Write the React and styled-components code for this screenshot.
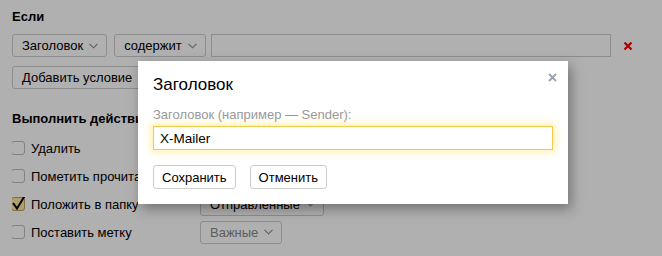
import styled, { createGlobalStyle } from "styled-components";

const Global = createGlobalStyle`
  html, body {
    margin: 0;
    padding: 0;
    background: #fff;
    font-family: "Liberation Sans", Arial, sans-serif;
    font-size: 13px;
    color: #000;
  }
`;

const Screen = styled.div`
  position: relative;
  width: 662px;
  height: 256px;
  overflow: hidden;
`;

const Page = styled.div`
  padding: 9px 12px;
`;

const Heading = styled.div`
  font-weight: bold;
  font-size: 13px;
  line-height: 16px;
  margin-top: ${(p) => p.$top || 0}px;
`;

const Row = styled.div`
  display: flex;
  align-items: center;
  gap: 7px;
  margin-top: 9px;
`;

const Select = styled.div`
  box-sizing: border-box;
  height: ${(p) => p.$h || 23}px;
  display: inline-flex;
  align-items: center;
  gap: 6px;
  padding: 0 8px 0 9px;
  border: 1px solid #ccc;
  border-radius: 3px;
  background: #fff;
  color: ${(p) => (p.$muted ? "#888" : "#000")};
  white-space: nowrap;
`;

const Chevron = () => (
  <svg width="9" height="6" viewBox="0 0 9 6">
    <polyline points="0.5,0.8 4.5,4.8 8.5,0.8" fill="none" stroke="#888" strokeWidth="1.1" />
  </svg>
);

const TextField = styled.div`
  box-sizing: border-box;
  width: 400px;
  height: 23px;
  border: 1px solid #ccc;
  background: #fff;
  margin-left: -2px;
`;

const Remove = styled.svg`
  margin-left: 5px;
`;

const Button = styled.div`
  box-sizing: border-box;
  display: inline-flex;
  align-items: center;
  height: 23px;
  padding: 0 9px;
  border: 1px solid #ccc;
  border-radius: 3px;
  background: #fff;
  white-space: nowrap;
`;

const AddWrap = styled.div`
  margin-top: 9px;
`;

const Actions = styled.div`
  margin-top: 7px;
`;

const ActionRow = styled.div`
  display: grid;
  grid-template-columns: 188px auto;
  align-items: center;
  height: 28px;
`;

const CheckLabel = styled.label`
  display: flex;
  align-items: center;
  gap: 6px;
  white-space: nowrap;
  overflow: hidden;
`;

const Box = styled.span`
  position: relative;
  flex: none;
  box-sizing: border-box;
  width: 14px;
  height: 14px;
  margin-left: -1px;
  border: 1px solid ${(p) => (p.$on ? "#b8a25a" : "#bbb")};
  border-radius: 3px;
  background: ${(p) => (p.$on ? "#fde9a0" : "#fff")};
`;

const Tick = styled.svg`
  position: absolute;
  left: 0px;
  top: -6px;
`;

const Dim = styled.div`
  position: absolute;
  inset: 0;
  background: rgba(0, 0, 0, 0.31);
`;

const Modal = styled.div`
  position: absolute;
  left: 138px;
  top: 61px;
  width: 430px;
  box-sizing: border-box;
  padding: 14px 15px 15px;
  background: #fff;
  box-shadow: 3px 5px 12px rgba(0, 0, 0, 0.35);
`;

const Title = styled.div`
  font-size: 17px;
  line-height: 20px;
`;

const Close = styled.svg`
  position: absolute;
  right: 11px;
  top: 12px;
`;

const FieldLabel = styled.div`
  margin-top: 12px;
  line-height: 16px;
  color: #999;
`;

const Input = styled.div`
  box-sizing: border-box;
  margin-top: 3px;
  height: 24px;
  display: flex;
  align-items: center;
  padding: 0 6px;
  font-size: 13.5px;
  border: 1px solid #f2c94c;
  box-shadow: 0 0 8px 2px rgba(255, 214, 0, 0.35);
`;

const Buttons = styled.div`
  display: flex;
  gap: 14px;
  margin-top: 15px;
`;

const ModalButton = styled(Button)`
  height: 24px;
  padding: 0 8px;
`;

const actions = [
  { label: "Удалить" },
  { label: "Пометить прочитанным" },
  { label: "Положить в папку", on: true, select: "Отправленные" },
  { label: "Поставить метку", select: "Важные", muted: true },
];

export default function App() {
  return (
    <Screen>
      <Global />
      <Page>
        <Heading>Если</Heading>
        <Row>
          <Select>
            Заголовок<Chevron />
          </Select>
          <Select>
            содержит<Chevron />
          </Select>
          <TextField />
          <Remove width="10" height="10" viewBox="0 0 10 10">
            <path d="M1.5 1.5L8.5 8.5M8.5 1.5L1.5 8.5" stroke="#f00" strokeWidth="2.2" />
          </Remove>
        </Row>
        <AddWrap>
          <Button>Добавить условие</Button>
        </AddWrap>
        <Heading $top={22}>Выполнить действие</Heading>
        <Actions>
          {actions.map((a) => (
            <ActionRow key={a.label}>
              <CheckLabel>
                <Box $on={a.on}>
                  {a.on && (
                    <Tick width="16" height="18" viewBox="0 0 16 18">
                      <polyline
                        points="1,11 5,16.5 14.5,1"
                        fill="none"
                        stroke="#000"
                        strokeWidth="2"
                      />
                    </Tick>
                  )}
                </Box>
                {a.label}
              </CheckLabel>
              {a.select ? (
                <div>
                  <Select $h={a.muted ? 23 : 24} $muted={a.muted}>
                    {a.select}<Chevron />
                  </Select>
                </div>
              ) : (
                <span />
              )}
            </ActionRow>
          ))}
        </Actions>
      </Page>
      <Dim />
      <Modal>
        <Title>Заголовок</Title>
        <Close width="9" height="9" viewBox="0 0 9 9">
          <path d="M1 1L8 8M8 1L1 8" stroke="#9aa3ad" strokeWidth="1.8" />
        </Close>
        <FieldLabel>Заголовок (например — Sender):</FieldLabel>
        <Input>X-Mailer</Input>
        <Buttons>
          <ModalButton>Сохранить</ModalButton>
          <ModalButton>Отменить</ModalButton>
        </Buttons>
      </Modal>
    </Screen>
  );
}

+ + + +

For the data above, state how many lines contain "components"; the number is the whole answer.

2